[CHALLENGE]:
Return the count of lines that mention "screenshot", with no other words.

[RECORDED INFORMATION]:
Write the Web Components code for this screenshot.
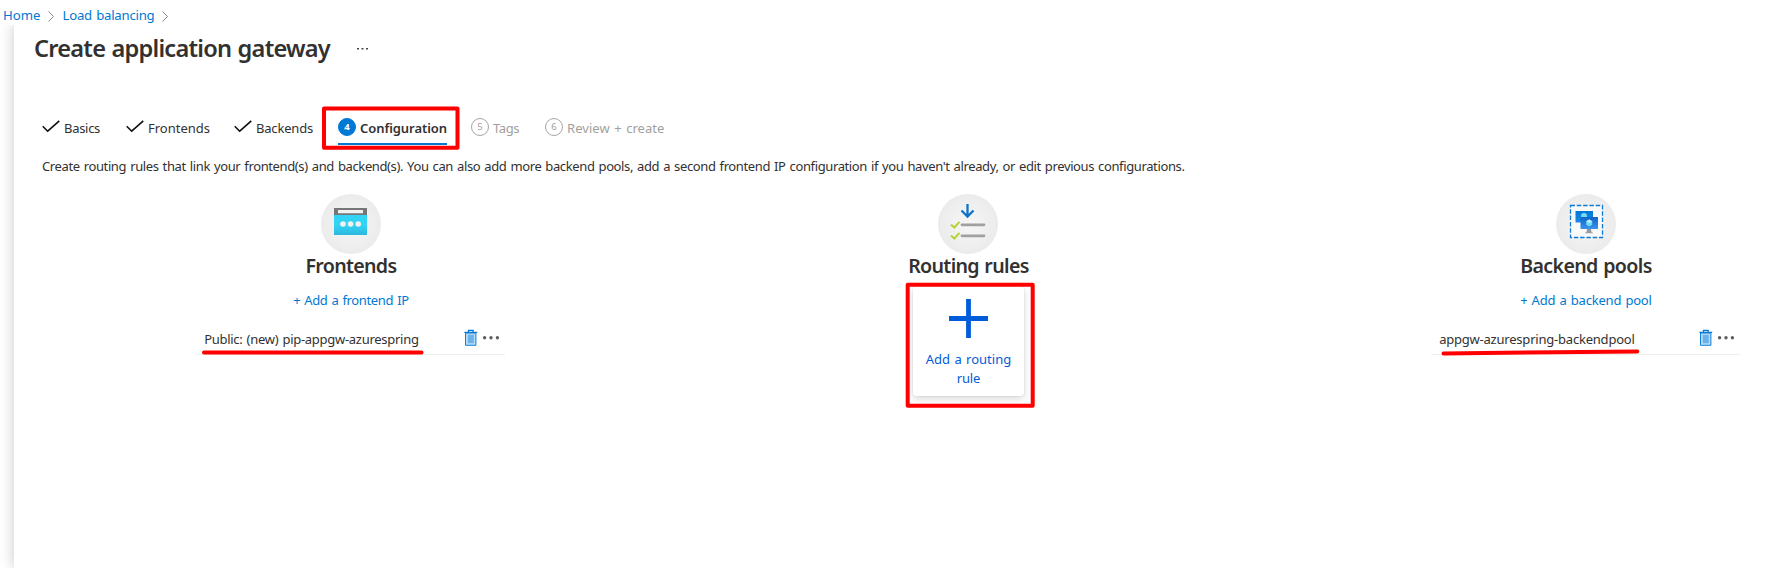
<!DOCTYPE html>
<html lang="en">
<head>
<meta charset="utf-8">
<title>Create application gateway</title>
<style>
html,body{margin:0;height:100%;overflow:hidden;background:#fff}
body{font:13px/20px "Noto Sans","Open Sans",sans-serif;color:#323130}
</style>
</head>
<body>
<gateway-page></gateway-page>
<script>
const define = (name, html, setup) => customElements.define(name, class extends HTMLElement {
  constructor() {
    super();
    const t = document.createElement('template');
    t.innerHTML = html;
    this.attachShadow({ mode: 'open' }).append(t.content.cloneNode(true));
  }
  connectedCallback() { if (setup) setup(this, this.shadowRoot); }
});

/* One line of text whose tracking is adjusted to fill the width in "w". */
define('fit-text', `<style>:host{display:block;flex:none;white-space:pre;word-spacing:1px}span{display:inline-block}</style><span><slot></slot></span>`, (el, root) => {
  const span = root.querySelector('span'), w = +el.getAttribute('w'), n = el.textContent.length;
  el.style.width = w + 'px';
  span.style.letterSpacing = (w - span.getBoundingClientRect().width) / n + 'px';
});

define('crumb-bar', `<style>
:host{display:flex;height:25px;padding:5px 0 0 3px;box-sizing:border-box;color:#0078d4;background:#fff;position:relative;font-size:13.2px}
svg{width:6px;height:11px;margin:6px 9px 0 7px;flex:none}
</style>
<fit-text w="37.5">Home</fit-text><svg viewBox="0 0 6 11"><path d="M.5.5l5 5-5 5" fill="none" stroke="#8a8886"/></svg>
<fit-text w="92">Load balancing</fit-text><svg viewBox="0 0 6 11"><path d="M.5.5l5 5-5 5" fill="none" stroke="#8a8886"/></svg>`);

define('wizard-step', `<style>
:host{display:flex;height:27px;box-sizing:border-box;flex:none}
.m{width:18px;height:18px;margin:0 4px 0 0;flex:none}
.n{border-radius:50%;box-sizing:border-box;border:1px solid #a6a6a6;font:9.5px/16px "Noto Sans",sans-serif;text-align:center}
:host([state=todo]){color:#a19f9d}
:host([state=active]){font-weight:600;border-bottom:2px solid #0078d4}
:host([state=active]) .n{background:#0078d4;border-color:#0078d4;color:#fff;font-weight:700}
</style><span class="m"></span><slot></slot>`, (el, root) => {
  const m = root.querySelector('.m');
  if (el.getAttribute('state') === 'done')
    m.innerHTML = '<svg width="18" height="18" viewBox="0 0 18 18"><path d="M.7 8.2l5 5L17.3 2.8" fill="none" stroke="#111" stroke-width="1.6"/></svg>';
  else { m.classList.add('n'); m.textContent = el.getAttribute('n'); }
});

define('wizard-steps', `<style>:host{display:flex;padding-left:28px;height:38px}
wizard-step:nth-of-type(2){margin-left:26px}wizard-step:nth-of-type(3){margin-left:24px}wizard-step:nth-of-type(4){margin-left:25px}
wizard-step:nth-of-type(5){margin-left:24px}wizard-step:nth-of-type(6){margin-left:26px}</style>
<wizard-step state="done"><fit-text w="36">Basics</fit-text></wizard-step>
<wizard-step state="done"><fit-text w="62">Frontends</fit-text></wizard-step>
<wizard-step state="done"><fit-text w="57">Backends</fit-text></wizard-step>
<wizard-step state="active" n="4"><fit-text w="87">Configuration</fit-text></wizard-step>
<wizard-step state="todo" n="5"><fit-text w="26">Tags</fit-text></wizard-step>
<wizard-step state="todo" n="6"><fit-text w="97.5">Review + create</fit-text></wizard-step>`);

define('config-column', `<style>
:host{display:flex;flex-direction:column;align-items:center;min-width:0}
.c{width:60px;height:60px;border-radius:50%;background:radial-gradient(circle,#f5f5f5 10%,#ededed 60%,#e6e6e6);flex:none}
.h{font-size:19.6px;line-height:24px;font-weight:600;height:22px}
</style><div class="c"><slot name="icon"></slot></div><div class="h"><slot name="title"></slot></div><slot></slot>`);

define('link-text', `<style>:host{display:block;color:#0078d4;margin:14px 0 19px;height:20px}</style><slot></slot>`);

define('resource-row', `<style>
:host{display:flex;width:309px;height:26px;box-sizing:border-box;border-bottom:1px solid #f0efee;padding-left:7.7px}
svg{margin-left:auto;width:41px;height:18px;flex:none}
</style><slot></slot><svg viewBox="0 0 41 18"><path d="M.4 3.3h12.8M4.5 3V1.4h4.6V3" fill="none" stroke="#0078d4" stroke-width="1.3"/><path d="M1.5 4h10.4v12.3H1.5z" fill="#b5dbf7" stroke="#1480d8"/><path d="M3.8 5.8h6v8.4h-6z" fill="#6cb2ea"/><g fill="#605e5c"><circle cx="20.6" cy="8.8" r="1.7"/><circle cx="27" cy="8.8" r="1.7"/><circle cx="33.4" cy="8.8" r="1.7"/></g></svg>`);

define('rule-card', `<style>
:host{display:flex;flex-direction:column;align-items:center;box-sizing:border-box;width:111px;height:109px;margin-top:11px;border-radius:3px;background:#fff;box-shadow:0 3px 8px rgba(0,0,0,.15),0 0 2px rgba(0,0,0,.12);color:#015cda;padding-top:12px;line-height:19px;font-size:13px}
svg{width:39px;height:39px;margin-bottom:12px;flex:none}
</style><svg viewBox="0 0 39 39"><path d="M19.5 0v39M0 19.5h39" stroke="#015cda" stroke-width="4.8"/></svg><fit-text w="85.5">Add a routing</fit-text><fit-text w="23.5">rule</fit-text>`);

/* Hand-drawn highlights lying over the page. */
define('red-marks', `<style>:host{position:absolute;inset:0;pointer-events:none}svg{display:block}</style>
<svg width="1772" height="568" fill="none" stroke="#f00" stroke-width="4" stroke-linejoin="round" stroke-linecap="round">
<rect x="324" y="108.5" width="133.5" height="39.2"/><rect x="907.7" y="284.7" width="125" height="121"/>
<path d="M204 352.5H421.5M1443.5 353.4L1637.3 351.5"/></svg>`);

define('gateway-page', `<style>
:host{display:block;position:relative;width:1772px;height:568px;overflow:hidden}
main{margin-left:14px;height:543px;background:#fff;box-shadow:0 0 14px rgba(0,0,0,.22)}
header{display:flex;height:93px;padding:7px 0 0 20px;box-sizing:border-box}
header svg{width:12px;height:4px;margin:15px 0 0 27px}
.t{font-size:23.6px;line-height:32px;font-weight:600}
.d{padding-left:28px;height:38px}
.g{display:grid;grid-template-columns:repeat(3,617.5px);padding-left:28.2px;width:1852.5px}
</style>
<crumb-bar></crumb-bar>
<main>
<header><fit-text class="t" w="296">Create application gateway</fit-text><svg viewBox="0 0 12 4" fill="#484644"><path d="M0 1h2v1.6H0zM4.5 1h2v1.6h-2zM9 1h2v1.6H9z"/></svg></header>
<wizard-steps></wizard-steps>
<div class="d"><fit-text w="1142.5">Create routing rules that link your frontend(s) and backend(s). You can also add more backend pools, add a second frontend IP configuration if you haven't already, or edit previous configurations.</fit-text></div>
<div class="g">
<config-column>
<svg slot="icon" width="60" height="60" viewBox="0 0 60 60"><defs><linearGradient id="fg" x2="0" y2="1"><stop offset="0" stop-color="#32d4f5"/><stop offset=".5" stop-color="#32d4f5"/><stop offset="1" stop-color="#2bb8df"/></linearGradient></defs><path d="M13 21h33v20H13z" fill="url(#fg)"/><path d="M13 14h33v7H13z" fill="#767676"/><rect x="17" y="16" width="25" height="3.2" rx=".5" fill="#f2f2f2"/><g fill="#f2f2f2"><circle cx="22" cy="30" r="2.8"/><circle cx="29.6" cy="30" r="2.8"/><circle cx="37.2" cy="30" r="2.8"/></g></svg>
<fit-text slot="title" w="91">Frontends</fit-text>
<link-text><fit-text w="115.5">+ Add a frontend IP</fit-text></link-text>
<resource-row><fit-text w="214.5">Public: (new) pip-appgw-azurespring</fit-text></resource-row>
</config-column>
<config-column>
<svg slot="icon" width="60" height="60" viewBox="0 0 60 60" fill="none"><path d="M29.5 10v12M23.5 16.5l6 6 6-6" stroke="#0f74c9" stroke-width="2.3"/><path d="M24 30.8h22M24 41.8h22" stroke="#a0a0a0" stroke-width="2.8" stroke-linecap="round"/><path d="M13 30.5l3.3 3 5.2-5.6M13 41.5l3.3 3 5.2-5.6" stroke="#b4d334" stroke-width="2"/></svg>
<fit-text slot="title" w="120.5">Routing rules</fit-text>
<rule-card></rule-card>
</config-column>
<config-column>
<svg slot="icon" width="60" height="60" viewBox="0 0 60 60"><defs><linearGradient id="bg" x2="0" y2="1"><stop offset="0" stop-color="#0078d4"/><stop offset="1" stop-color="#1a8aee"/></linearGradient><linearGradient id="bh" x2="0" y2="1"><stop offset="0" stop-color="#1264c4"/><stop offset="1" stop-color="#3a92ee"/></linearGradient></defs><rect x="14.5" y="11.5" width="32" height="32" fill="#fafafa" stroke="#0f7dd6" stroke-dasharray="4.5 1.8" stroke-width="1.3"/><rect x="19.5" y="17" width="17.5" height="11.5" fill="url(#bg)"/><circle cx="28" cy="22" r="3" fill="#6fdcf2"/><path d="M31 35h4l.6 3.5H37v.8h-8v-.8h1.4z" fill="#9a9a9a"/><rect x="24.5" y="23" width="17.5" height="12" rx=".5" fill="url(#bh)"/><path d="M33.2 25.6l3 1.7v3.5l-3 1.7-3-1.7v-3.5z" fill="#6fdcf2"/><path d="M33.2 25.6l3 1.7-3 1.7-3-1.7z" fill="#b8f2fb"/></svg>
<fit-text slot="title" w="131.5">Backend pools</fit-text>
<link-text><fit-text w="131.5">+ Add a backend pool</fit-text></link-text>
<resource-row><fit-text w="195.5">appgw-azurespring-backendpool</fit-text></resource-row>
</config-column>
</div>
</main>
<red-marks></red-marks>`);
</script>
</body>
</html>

...

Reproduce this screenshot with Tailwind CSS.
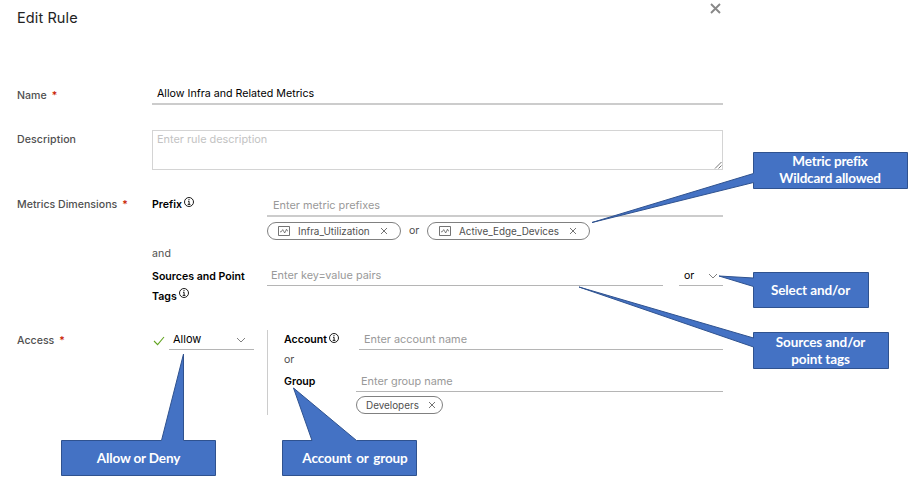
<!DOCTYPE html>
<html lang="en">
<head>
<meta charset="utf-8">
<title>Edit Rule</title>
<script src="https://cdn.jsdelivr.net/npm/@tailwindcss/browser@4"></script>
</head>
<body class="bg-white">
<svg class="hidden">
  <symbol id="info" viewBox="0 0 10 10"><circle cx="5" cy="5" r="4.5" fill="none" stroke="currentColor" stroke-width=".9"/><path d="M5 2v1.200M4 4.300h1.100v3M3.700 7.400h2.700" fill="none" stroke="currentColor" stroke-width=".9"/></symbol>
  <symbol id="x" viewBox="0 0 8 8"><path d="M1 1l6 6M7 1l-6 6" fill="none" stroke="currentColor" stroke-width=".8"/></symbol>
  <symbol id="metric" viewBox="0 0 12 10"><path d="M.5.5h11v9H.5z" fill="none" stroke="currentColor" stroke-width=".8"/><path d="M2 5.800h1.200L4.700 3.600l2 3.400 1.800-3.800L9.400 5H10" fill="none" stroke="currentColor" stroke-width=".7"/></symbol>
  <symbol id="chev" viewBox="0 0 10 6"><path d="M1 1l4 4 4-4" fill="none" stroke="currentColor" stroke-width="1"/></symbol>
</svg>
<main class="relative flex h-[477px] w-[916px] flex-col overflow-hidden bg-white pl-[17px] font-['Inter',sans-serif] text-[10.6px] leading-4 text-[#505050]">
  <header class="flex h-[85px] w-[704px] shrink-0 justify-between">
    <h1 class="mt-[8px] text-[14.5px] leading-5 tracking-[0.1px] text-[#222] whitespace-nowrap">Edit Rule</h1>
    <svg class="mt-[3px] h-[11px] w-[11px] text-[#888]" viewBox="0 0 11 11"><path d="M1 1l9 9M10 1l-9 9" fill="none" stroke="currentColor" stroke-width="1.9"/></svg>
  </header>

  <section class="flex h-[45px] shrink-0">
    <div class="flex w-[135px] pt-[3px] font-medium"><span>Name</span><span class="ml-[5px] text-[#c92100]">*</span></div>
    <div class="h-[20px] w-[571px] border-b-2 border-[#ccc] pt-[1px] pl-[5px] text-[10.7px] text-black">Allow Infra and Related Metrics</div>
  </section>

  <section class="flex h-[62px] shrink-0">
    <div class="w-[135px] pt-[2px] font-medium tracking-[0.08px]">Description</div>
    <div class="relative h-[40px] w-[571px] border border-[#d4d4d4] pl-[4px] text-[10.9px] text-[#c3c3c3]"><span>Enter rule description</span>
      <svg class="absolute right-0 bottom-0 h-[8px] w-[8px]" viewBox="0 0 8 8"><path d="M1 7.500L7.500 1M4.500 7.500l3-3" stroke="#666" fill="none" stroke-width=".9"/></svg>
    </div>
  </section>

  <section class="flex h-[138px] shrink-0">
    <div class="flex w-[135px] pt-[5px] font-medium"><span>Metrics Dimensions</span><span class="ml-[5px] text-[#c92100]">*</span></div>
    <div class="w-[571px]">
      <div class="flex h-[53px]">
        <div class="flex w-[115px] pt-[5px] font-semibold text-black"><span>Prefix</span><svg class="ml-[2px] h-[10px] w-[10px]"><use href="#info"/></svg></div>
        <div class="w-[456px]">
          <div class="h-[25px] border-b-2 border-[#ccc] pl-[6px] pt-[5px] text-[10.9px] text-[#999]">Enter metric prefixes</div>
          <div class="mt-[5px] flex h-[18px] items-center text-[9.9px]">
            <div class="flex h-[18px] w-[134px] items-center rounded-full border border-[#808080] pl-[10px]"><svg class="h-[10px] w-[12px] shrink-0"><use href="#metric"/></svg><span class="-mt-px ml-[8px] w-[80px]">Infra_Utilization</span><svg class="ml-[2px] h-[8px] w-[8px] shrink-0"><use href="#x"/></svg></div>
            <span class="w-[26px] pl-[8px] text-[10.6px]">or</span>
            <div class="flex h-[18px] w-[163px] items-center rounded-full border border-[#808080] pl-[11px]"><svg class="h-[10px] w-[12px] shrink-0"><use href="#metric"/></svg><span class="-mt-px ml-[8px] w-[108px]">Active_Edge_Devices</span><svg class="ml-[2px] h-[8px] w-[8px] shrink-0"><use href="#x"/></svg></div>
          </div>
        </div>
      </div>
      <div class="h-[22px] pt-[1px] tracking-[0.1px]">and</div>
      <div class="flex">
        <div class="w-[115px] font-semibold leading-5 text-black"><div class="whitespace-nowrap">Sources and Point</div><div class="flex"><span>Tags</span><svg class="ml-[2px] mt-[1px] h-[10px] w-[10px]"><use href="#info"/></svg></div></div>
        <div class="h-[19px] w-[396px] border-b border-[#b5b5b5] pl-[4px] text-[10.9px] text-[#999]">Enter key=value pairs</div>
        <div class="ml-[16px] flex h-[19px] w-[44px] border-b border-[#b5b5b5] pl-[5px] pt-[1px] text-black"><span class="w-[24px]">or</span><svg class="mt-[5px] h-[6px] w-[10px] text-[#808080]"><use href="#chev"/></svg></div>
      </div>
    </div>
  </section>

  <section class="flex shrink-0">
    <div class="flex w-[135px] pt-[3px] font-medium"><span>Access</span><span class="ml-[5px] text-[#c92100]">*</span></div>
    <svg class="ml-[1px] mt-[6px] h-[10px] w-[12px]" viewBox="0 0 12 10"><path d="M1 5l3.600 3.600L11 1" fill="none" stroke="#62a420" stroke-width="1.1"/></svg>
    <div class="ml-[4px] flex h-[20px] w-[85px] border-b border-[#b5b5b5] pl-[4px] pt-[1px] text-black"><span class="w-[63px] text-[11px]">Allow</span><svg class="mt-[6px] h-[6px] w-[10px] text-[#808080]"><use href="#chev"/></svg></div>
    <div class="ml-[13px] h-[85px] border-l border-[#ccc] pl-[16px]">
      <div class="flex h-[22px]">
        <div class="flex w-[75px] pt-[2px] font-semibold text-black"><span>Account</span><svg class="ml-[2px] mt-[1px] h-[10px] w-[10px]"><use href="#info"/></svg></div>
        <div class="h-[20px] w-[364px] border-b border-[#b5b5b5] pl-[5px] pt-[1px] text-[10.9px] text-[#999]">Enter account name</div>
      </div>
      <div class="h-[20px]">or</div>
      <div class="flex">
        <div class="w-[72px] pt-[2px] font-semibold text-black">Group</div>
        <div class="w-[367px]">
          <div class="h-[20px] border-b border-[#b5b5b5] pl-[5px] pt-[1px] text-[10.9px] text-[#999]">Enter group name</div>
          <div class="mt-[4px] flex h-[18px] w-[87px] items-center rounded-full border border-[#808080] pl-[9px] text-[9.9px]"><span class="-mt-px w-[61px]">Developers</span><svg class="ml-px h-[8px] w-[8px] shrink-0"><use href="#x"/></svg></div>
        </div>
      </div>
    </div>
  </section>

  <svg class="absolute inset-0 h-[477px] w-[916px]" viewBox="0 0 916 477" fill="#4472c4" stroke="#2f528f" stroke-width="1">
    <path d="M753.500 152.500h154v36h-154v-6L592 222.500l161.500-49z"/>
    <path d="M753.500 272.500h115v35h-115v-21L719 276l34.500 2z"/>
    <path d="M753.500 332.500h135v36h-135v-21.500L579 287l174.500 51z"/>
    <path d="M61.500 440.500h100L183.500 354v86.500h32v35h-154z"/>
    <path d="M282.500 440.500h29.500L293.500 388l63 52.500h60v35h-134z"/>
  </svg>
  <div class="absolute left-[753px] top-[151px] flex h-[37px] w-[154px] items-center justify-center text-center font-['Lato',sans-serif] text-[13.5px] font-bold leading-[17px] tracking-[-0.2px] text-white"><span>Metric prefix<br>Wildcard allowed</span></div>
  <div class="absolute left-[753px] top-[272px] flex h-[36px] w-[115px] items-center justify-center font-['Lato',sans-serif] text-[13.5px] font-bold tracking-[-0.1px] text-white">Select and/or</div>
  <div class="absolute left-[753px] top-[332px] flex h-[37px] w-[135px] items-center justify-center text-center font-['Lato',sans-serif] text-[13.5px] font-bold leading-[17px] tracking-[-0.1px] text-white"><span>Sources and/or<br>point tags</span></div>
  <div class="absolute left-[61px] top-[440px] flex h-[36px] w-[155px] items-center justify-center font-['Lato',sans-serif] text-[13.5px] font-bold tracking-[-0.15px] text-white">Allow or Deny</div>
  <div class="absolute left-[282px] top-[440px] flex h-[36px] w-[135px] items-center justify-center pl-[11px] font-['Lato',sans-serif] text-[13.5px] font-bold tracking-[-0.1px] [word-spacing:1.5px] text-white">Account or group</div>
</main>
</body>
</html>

[SOLVED PROBLEM]:
2